А причиной тогда указал он «личное несоотношение потребительского аппетита с нормой потребления»: я, говорит, будучи руководителем, вынужден иметь свободное время, в отличие от моих подчинённых, которые, – получая всё необходимое вовремя, – в нём не нуждаются. Я же, мало того что должен неуклонно думать о повышении своего потребительского интереса на вещи, по существу, в хозяйстве непотребные, как к тому меня склоняет не только семейное положение, но и занимаемая мной должность, – так и всё свободное время посвящать именно этому. Из чего следует, что, имея свободное время, я не имею его вовсе, то есть фактически. А мне хотелось бы, в свою очередь, просто и честно выполнять свои функции.

«Но это главным образом и входит в ваши функции», – отвечают ему. «В таком случае я требую с этой секунды считать меня профнепригодным и немедленно расстрелять!» – так, взбешённый, решил он наспех, но, одумавшись, самовольно избрал смерть от алкогольного отравления, настолько затянувшуюся, что чиновники за это время успели принять резолюцию – и в последний момент решили дело законно.

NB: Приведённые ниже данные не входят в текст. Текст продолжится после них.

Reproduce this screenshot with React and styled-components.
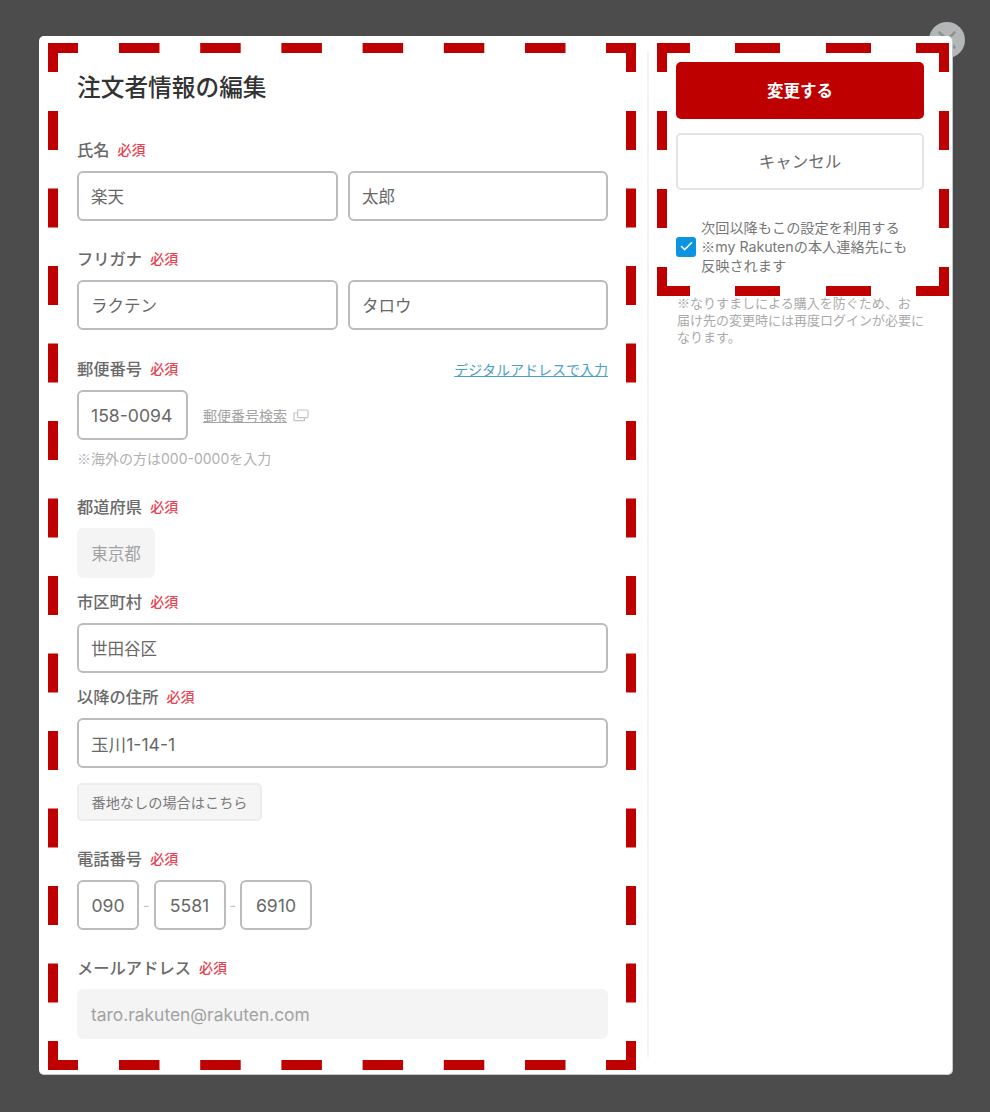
import styled, { createGlobalStyle } from "styled-components";
import { Check, X } from "lucide-react";

const GlobalStyle = createGlobalStyle`
  html, body {
    margin: 0;
    padding: 0;
    background: #4c4c4c;
  }
  * {
    box-sizing: border-box;
  }
  body, input, button {
    font-family: Inter, "Noto Sans CJK JP", "Noto Sans", sans-serif;
  }
`;

const RED = "#bf0000";

function DashFrame({ left, top, w, h, hStart, hStep, hLen, vStart, vStep, vLen, corner }) {
  const bars = [];
  const t = 10;
  for (let x = hStart; x + hLen <= w - corner + 1; x += hStep) {
    bars.push([x, 0, hLen, t], [x, h - t, hLen, t]);
  }
  for (let y = vStart; y + vLen <= h - 29 + 1; y += vStep) {
    bars.push([0, y, t, vLen], [w - t, y, t, vLen]);
  }
  // the four corners
  [0, w - corner].forEach((x) => {
    bars.push([x, 0, corner, t], [x, h - t, corner, t]);
  });
  [0, w - t].forEach((x) => {
    bars.push([x, 0, t, 29], [x, h - 29, t, 29]);
  });
  return (
    <Frame $left={left} $top={top} width={w} height={h} viewBox={`0 0 ${w} ${h}`}>
      {bars.map(([x, y, bw, bh], i) => (
        <rect key={i} x={x} y={y} width={bw} height={bh} fill={RED} />
      ))}
    </Frame>
  );
}

function Label({ children }) {
  return (
    <LabelText>
      {children}
      <Required>必須</Required>
    </LabelText>
  );
}

export default function App() {
  return (
    <Page>
      <GlobalStyle />
      <Dialog>
        <CloseButton aria-label="閉じる">
          <X size={30} strokeWidth={2} color="#8e9191" />
        </CloseButton>
        <Modal>
          <FormPane>
            <Title>注文者情報の編集</Title>

            <Field $top={36}>
              <Label>氏名</Label>
              <TwoCols>
                <TextInput defaultValue="楽天" />
                <TextInput defaultValue="太郎" />
              </TwoCols>
            </Field>

            <Field $top={28}>
              <Label>フリガナ</Label>
              <TwoCols>
                <TextInput defaultValue="ラクテン" />
                <TextInput defaultValue="タロウ" />
              </TwoCols>
            </Field>

            <Field $top={29}>
              <LabelRow>
                <Label>郵便番号</Label>
                <DigitalLink href="#">デジタルアドレスで入力</DigitalLink>
              </LabelRow>
              <ZipRow>
                <TextInput $width={111} $latin defaultValue="158-0094" />
                <ZipSearch href="#">郵便番号検索</ZipSearch>
                <svg width="16" height="13" viewBox="0 0 16 13" fill="none" stroke="#c4c4c4" strokeWidth="1.2">
                  <rect x="4.6" y="1" width="10.4" height="7.6" rx="1" />
                  <path d="M4.6 4H1v7.6h10.4V8.6" />
                </svg>
              </ZipRow>
              <Note><Mark>※</Mark>海外の方は000-0000を入力</Note>
            </Field>

            <Field $top={29}>
              <Label>都道府県</Label>
              <ReadOnlyBox $width={78}>東京都</ReadOnlyBox>
            </Field>

            <Field $top={14}>
              <Label>市区町村</Label>
              <TextInput defaultValue="世田谷区" />
            </Field>

            <Field $top={14}>
              <Label>以降の住所</Label>
              <TextInput $latin defaultValue="玉川1-14-1" />
              <NoNumberButton>番地なしの場合はこちら</NoNumberButton>
            </Field>

            <Field $top={28}>
              <Label>電話番号</Label>
              <PhoneRow>
                <TextInput $width={62} $center $latin defaultValue="090" />
                <PhoneDash>-</PhoneDash>
                <TextInput $width={72} $center $latin defaultValue="5581" />
                <PhoneDash>-</PhoneDash>
                <TextInput $width={72} $center $latin defaultValue="6910" />
              </PhoneRow>
            </Field>

            <Field $top={28}>
              <Label>メールアドレス</Label>
              <ReadOnlyBox $mail>taro.rakuten@rakuten.com</ReadOnlyBox>
            </Field>
          </FormPane>

          <SidePane>
            <SubmitButton>変更する</SubmitButton>
            <CancelButton>キャンセル</CancelButton>
            <SaveRow>
              <CheckBox>
                <Check size={15} strokeWidth={2.4} color="#fff" />
              </CheckBox>
              <SaveText>
                次回以降もこの設定を利用する
                <br />
                <Mark>※</Mark>my Rakutenの本人連絡先にも
                <br />
                反映されます
              </SaveText>
            </SaveRow>
            <SideNote>
              <Mark>※</Mark>なりすましによる購入を防ぐため、お
              <br />
              届け先の変更時には再度ログインが必要に
              <br />
              なります。
            </SideNote>
          </SidePane>

          <DashFrame left={9} top={7} w={588} h={1027} hStart={71} hStep={81.2} hLen={40.5} vStart={68} vStep={77.5} vLen={39} corner={30} />
          <DashFrame left={618} top={7} w={292} h={253} hStart={78} hStep={91} hLen={45} vStart={68} vStep={78} vLen={39} corner={33} />
        </Modal>
      </Dialog>
    </Page>
  );
}

const Page = styled.div`
  width: 990px;
  height: 1112px;
  padding: 36px 38px 37px 39px;
  background: #4c4c4c;
  overflow: hidden;
`;

const Dialog = styled.div`
  position: relative;
  width: 913px;
  height: 1039px;
`;

const CloseButton = styled.button`
  position: absolute;
  top: -14px;
  right: -13px;
  width: 36px;
  height: 36px;
  padding: 0;
  border: none;
  border-radius: 50%;
  background: #b4b7b7;
  display: flex;
  align-items: center;
  justify-content: center;
`;

const Modal = styled.div`
  position: relative;
  width: 100%;
  height: 100%;
  display: flex;
  background: #fff;
  border-radius: 5px;
  border-bottom: 1px solid #c9cccc;
  box-shadow: 1px 0 0 #c4c8c8;
`;

const Frame = styled.svg`
  position: absolute;
  left: ${(p) => p.$left}px;
  top: ${(p) => p.$top}px;
`;

const FormPane = styled.div`
  width: 610px;
  margin: 16px 0 17px;
  padding: 20px 39px 0 38px;
  border-right: 2px solid #f3f3f3;
`;

const Title = styled.h2`
  margin: 0;
  font-size: 23.7px;
  line-height: 32px;
  font-weight: 500;
  color: #333;
`;

const Field = styled.div`
  margin-top: ${(p) => p.$top}px;
`;

const Mark = styled.span`
  font-family: "Noto Sans CJK JP", sans-serif;
  line-height: 1;
`;

const LabelText = styled.div`
  display: flex;
  align-items: center;
  height: 20px;
  padding-bottom: 2px;
  font-size: 16.3px;
  font-weight: 500;
  color: #6a6a6a;
  margin-bottom: 11px;
`;

const Required = styled.span`
  margin-left: 8px;
  font-size: 14px;
  font-weight: 500;
  color: #e8414f;
`;

const LabelRow = styled.div`
  display: flex;
  justify-content: space-between;
  align-items: flex-start;
`;

const DigitalLink = styled.a`
  padding-top: 1px;
  font-size: 14px;
  line-height: 20px;
  color: #4a9fc9;
  text-decoration: underline;
`;

const TwoCols = styled.div`
  display: grid;
  grid-template-columns: 261px 260px;
  gap: 10px;
`;

const TextInput = styled.input`
  display: block;
  width: ${(p) => (p.$width ? `${p.$width}px` : "100%")};
  height: 50px;
  padding: ${(p) => (p.$center ? "0" : "0 12px")};
  border: 2px solid #bcbcbc;
  border-radius: 6px;
  outline: none;
  background: #fff;
  font-size: ${(p) => (p.$latin ? "17.6px" : "16.5px")};
  color: #686868;
  text-align: ${(p) => (p.$center ? "center" : "left")};
`;

const ZipRow = styled.div`
  display: flex;
  align-items: center;
`;

const ZipSearch = styled.a`
  margin: 0 6px 0 15px;
  font-size: 14px;
  color: #a3a3a3;
  text-decoration: underline;
`;

const Note = styled.p`
  margin: 10px 0 0;
  font-size: 14px;
  line-height: 18px;
  color: #b0b0b0;
`;

const ReadOnlyBox = styled.div`
  display: flex;
  align-items: center;
  justify-content: ${(p) => (p.$mail ? "flex-start" : "center")};
  width: ${(p) => (p.$width ? `${p.$width}px` : "100%")};
  height: 50px;
  padding: 0 ${(p) => (p.$mail ? 14 : 0)}px;
  border-radius: 6px;
  background: #f4f4f4;
  font-size: ${(p) => (p.$mail ? "17.4px" : "16.5px")};
  color: #a2a2a2;
  white-space: nowrap;
`;

const NoNumberButton = styled.button`
  display: block;
  margin-top: 15px;
  width: 185px;
  height: 38px;
  padding: 0;
  border: 2px solid #ededed;
  border-radius: 5px;
  background: #f5f5f5;
  font-size: 14.2px;
  color: #7a7a7a;
  white-space: nowrap;
`;

const PhoneRow = styled.div`
  display: flex;
  align-items: center;
`;

const PhoneDash = styled.span`
  width: 14.5px;
  text-align: center;
  font-size: 15px;
  color: #c4c4c4;
`;

const SidePane = styled.div`
  flex: 1;
  padding: 26px 27px 0 27px;
  min-width: 0;
`;

const SubmitButton = styled.button`
  display: block;
  width: 248px;
  height: 57px;
  padding: 0 0 2px;
  border: none;
  border-radius: 5px;
  background: ${RED};
  font-size: 16.5px;
  font-weight: 700;
  color: #fff;
`;

const CancelButton = styled.button`
  display: block;
  width: 248px;
  height: 57px;
  margin-top: 14px;
  padding: 0 0 2px;
  border: 2px solid #e4e4e4;
  border-radius: 5px;
  background: #fff;
  font-size: 16.5px;
  color: #6a6a6a;
`;

const SaveRow = styled.div`
  display: flex;
  align-items: center;
  margin-top: 28px;
  gap: 5px;
`;

const CheckBox = styled.span`
  flex: none;
  display: flex;
  align-items: center;
  justify-content: center;
  width: 20px;
  height: 20px;
  border-radius: 3px;
  background: #0d94e0;
`;

const SaveText = styled.p`
  margin: 0;
  font-size: 14.2px;
  line-height: 19px;
  color: #777;
  white-space: nowrap;
`;

const SideNote = styled.p`
  margin: 20px 0 0 1px;
  font-size: 13px;
  line-height: 17px;
  color: #aaa;
  white-space: nowrap;
`;
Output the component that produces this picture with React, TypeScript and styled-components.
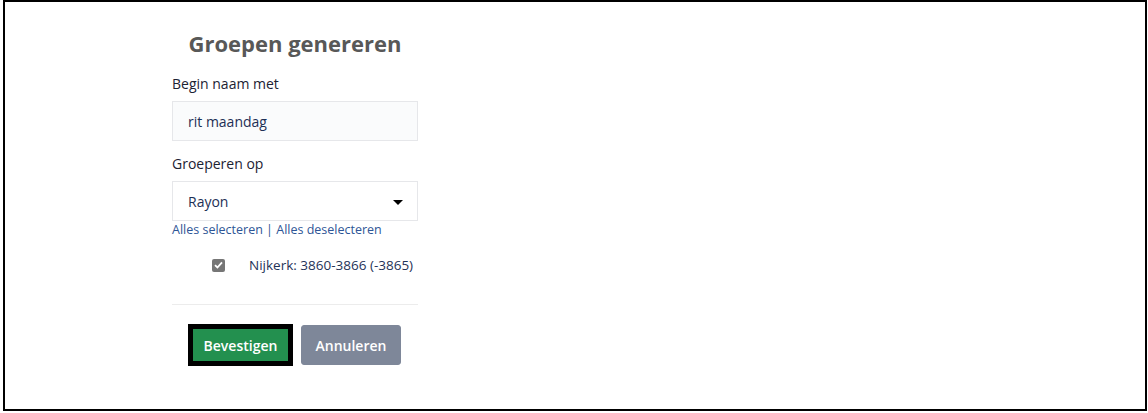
import styled, { createGlobalStyle } from "styled-components";

const GlobalStyle = createGlobalStyle`
    body {
        margin: 0;
        background: #ffffff;
        font-family: "Open Sans", "Liberation Sans", sans-serif;
    }
`;

const Frame = styled.div`
    box-sizing: border-box;
    width: 1144px;
    height: 411px;
    margin-left: 3px;
    border: 2px solid #000;
    padding: 27px 0 0 167px;
`;

const Form = styled.form`
    width: 246px;
    display: flex;
    flex-direction: column;
`;

const Title = styled.h2`
    margin: 0 0 18px;
    font-size: 22px;
    line-height: 28px;
    font-weight: 700;
    color: #585858;
    text-align: center;
`;

const Label = styled.label`
    display: block;
    margin-bottom: 8px;
    font-size: 14px;
    line-height: 18px;
    color: #1c2233;
`;

const Field = styled.div<{ $gap?: number }>`
    margin-bottom: ${({ $gap }) => $gap ?? 0}px;
`;

const TextInput = styled.div`
    box-sizing: border-box;
    height: 40px;
    padding: 0 15px;
    display: flex;
    align-items: center;
    background: #fafbfc;
    border: 1px solid #e6e7ea;
    font-size: 14px;
    color: #1d2f55;
`;

const Select = styled(TextInput)`
    justify-content: space-between;
    background: #ffffff;
    padding-right: 14px;
`;

const Caret = styled.span`
    width: 0;
    height: 0;
    margin-top: 3px;
    border-left: 5px solid transparent;
    border-right: 5px solid transparent;
    border-top: 5px solid #000;
`;

const Links = styled.div`
    font-size: 12.5px;
    line-height: 17px;
    color: #2e5596;
    margin-bottom: 17px;
`;

const LinkText = styled.a`
    color: inherit;
    text-decoration: none;
`;

const CheckRow = styled.div`
    display: flex;
    align-items: center;
    gap: 24px;
    padding-left: 40px;
    font-size: 13.5px;
    line-height: 20px;
    white-space: nowrap;
    color: #1f3358;
`;

const Check = styled.span`
    box-sizing: border-box;
    flex: none;
    width: 13px;
    height: 13px;
    border-radius: 2px;
    background: #767676;
    display: flex;
    align-items: center;
    justify-content: center;
`;

const Divider = styled.hr`
    width: 100%;
    margin: 29px 0 19px;
    border: 0;
    border-top: 1px solid #ececec;
`;

const Actions = styled.div`
    display: flex;
    align-items: center;
    gap: 8px;
    padding-left: 16px;
`;

const Button = styled.button<{ $variant: "primary" | "secondary" }>`
    box-sizing: border-box;
    font-family: "Open Sans", "Liberation Sans", sans-serif;
    font-size: 14px;
    font-weight: 600;
    color: #ffffff;
    cursor: pointer;
    ${({ $variant }) =>
        $variant === "primary"
            ? `
        width: 105px;
        height: 42px;
        background: #23904f;
        border: 5px solid #000;
        border-radius: 0;
    `
            : `
        width: 100px;
        height: 40px;
        background: #7e8799;
        border: 1px solid #7e8799;
        border-radius: 3px;
    `}
`;

export default function App() {
    return (
        <>
            <GlobalStyle />
            <Frame>
                <Form onSubmit={(e) => e.preventDefault()}>
                    <Title>Groepen genereren</Title>
                    <Field $gap={14}>
                        <Label>Begin naam met</Label>
                        <TextInput>rit maandag</TextInput>
                    </Field>
                    <Field>
                        <Label>Groeperen op</Label>
                        <Select>
                            Rayon
                            <Caret />
                        </Select>
                    </Field>
                    <Links>
                        <LinkText href="#">Alles selecteren</LinkText> |{" "}
                        <LinkText href="#">Alles deselecteren</LinkText>
                    </Links>
                    <CheckRow>
                        <Check>
                            <svg width="9" height="8" viewBox="0 0 9 8">
                                <path
                                    d="M1 4.2 L3.4 6.5 L8 1.3"
                                    fill="none"
                                    stroke="#fff"
                                    strokeWidth="1.8"
                                />
                            </svg>
                        </Check>
                        <span>Nijkerk: 3860-3866 (-3865)</span>
                    </CheckRow>
                    <Divider />
                    <Actions>
                        <Button type="submit" $variant="primary">
                            Bevestigen
                        </Button>
                        <Button type="button" $variant="secondary">
                            Annuleren
                        </Button>
                    </Actions>
                </Form>
            </Frame>
        </>
    );
}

И как тут ему не посочувствуешь. Только послушайте, какой лапшой нам каждый день обвешивают уши, – читаю: «Будьте бдительны, помните, что проституцией разрешено заниматься только с письменного разрешения и в строго отведённых для того местах! Каждый покупающий с рук проститутку становится соучастником разрушения мира – нашего с вами мира! Будьте благоразумны – обращайтесь в притоны тётки Риты! Крупнейшая сеть гадюшников в городе! Есть на любой станции метро! Выбирайте комфортабельный отдых под присмотром полиции, где вас и вашу семью оградят от неприятной возможности заразиться! Но если вам не повезло – обращайтесь в клинику доктора Цепкина…», или вот ещё: «Брось наркотики и рок-н-ролл – займись бальными танцами! Заимей жену, поимей любовницу! Заделайся лыжником, бросай мастурбацию – УСТАНОВИ, НАКОНЕЦ, СВОЙ ЛИЧНЫЙ ВАТЕРКЛОЗЕТ, БУДЬ ЧЕЛОВЕКОМ!!! Также вашему вниманию представляем – ультрановый файервиброклозет – прогресс под стать процессу!»

– Кхе-кхе! Что это вы там, любезнейший, изволите вслух измышлять? – раздался возглас из соседней кабинки и возвратил меня из забытья. По осипшему от табака голосу узнаю токаря Барыгина.

– А! Михалыч! Это ты, старый бес, на меня волну настроил? Уж за таким делом застукал – ни стыда ни совести.

– Какой тут стыд, сынок, когда в местах общего пользования заводятся такие политически опасные мысли?

– Э-э не, отец, это тебе показалось: какие тут мысли – просто микроб, какому в местах таких быть и положено.

– А мне, сынок, положено доносить, раз микроб ополчился и стал опасен.

– Это да, Михалыч, это мысль отличная. Вот только хорошо бы, чтоб дезинфекцию по всему предприятию провели, а не в одном сортире. А то на складе у меня никакой стабильности нет – сегодня вот опять канистра спирта ушла. Тоже микроб, наверное, завёлся. Или крыса какая!